Agents represent talent at the mid-to-senior level, particularly for broadcast commercials and animation. Most reputable agents will not sign an actor without a polished demo and at least some professional credits. An agent is a milestone to work toward, not a requirement to get started.
What to Realistically Expect
Most people starting a voice acting career do not book paid work in the first three to six months. That is not failure — that is the normal timeline for building a skill set, recording a demo, setting up profiles, and landing initial clients. Treat the early period as investment in your craft rather than a slow waiting room.
Income in voice acting is highly variable. Many working voice actors earn \$20,000–\$60,000 per year, usually combining several income streams: marketplace bookings, direct clients, ongoing corporate contracts, and residuals from broadcast work. A smaller group earns significantly more. A larger group treats it as a serious side income alongside other work — and that is a legitimate and sustainable model.

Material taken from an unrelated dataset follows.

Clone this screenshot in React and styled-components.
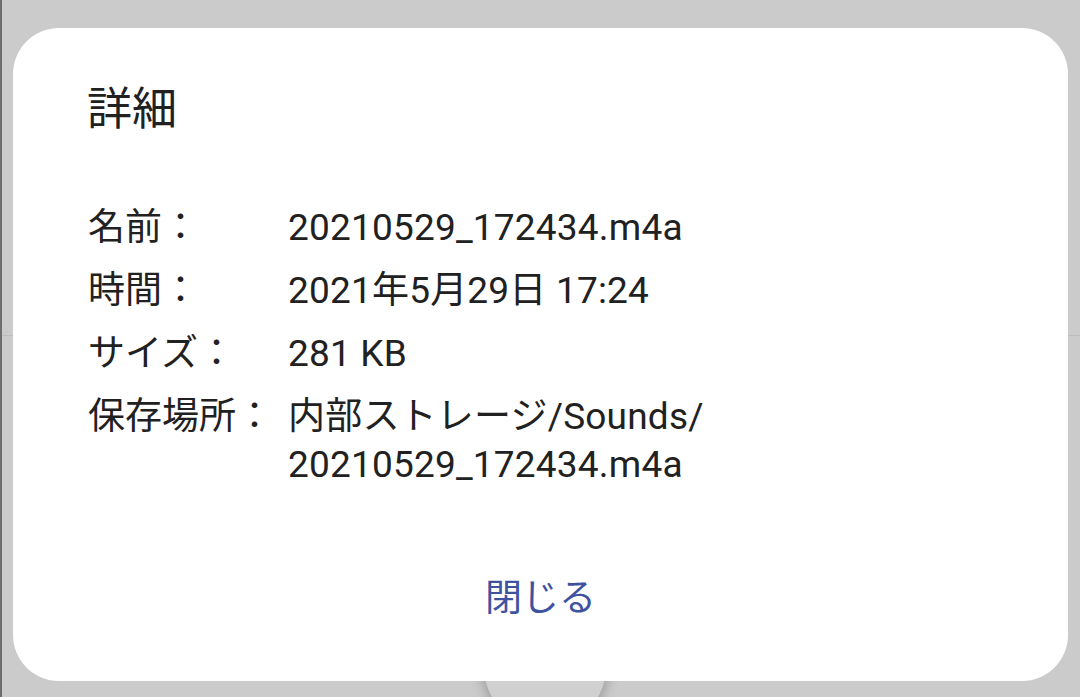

The voice acting industry rewards consistency more than raw talent. Actors who respond to briefs quickly, deliver clean audio, take direction without pushback, and hit deadlines get hired again. That professional reputation builds slowly and compounds over time. Start establishing it from your very first booking.
The most common reason beginners stall is waiting for conditions to be perfect — the perfect microphone, the right room treatment, the definitive demo. It delays everything. Start with what you have, improve deliberately, and get work in front of real clients sooner than feels comfortable. The feedback you get from actual bookings will teach you more than any amount of practice in isolation.